D autres protestations suivirent par l’intermédiaire des associations locales telle Arouss Chawatie, dont l’intervention de son président lors d’une émission de Zhor Laghzaoui qui datait de 1991 et qui s’intitulait «La rencontre de l’après-midi», la grève de la faim, entamée par le jeune comédien du terroir Ahmed Jawad, le 27 mars 1994 devant le théâtre municipal, en signe de protestation, ainsi que les échos que la presse nationale a donnés a cet événement, qui ont finalement sensibilisé les responsables pour qu ils se rendent compte des dangers réels qui menacent le théâtre.

La pétition en 1996 de 100 intellectuels a fini par réveiller les consciences, ce qui a amené les décideurs a accorder l’attention qu il fallait a ce géant qui ne veut pas mourir.

Alors, les travaux de réhabilitation ont commencé le 11 juillet 1997 avec au début une enveloppe budgétaire de 3.375.000 DH. Et ce, grâce aux efforts considérables consentis par les services de la province d’El Jadida, avec a leur tête Ahmed Arafa, ex-gouverneur.

Le Théâtre municipal d’El Jadida s’est refait ainsi une nouvelle jouvence aux grands défis du temps et de l’ingratitude des hommes.

Mais ces derniers temps, un vent dévastateur a ravagé ce pauvre orphelin.

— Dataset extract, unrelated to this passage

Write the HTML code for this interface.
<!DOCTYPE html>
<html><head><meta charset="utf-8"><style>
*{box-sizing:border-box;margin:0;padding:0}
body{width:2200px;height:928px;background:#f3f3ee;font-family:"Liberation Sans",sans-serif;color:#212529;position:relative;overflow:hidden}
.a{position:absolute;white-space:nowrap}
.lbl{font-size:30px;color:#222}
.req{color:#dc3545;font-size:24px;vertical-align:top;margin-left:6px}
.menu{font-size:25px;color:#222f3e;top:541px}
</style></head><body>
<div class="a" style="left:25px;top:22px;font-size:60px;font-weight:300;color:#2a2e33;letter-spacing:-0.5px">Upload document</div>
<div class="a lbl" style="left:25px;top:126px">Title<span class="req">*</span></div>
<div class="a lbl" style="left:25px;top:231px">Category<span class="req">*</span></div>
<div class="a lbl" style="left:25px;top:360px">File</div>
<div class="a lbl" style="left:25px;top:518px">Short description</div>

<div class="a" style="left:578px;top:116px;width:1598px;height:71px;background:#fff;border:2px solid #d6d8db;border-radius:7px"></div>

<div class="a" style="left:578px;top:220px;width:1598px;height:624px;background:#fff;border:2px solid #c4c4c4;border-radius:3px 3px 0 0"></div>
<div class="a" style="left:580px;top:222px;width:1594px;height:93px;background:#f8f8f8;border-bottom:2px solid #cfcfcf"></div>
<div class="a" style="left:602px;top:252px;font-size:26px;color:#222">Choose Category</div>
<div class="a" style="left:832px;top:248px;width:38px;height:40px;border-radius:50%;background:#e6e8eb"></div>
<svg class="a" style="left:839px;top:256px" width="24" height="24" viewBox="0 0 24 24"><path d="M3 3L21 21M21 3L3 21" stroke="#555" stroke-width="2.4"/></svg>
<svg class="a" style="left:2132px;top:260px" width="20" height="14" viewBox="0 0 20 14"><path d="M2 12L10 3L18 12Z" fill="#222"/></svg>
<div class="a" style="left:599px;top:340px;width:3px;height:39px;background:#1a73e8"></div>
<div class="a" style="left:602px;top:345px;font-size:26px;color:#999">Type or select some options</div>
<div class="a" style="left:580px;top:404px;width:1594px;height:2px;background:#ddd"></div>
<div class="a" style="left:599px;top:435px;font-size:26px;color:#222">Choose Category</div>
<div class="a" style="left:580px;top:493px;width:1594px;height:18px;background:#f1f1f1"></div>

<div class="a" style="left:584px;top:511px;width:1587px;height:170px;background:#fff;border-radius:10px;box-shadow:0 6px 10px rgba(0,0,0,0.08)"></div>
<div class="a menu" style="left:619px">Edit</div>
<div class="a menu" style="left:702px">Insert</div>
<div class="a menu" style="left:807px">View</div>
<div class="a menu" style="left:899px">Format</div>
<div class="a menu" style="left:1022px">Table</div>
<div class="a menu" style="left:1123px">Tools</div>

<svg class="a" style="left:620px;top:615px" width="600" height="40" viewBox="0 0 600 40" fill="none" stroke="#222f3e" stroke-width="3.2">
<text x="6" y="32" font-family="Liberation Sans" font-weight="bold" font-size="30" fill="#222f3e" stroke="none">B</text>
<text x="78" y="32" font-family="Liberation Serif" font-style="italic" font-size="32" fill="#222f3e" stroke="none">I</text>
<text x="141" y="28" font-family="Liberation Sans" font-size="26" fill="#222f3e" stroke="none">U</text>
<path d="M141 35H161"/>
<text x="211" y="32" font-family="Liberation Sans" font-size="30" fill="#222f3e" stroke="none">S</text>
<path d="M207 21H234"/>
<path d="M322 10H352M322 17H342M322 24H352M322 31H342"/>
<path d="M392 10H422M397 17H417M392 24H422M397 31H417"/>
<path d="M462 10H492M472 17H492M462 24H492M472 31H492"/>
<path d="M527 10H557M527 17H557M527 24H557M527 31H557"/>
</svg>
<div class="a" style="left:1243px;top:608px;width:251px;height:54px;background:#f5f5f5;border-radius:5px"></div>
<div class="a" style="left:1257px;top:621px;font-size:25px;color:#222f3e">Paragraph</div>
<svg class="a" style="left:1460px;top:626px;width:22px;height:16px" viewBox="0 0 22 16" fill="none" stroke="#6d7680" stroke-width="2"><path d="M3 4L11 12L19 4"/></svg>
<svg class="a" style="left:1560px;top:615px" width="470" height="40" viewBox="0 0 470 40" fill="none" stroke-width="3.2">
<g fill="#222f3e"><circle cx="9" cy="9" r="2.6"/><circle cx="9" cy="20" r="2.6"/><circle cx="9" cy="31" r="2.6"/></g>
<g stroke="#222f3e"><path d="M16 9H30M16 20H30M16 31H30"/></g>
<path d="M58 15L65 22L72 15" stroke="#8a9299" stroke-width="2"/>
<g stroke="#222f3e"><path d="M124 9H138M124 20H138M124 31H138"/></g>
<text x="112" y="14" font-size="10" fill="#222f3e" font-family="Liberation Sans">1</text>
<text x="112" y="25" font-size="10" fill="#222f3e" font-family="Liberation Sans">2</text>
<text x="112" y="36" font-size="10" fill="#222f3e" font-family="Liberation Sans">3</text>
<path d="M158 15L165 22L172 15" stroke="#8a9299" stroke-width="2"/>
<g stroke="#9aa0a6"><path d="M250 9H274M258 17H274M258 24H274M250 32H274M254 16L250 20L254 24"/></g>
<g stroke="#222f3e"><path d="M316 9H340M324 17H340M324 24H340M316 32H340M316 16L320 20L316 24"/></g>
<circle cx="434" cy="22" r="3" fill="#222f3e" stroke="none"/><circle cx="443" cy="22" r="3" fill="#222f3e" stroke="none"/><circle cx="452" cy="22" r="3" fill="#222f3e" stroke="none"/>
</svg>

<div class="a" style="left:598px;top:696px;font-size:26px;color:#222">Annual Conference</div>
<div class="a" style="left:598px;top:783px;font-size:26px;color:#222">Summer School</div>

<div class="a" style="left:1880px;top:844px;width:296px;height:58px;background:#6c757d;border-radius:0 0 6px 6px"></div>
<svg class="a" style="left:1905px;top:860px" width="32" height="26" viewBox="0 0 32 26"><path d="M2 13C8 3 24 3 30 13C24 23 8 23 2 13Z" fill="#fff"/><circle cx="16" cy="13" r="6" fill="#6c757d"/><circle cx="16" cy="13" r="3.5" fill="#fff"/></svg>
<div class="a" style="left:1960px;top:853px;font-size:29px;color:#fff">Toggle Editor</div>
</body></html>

Par conséquent, il ne donne plus cette allure majestueuse qu il avait reconquise. Le délabrement et la dilapidation semblent être sa destinée. Tout est devenu pure illusion. Que fait-on donc pour le sauver ? On applique tout simplement la politique du «maquillage»: passer de la chaux sur les façades et le tour est joué. Quelle honte!

Ce merveilleux temple de l’art d’expression théâtrale, qui a été conçu par l’architecte français A. Delaporte, restera a jamais vivant, malgré tout, dans les annales des «planches».

Jean Vilar et Youssef Ouahbi, entre autres, ont laissé un peu d’eux-mêmes dans ce lieu où s’effectue et s’effectuera toujours le culte de l’art théâtral.
Reste donc a le gérer et l’entretenir convenablement parce que les miracles ne se répètent pas.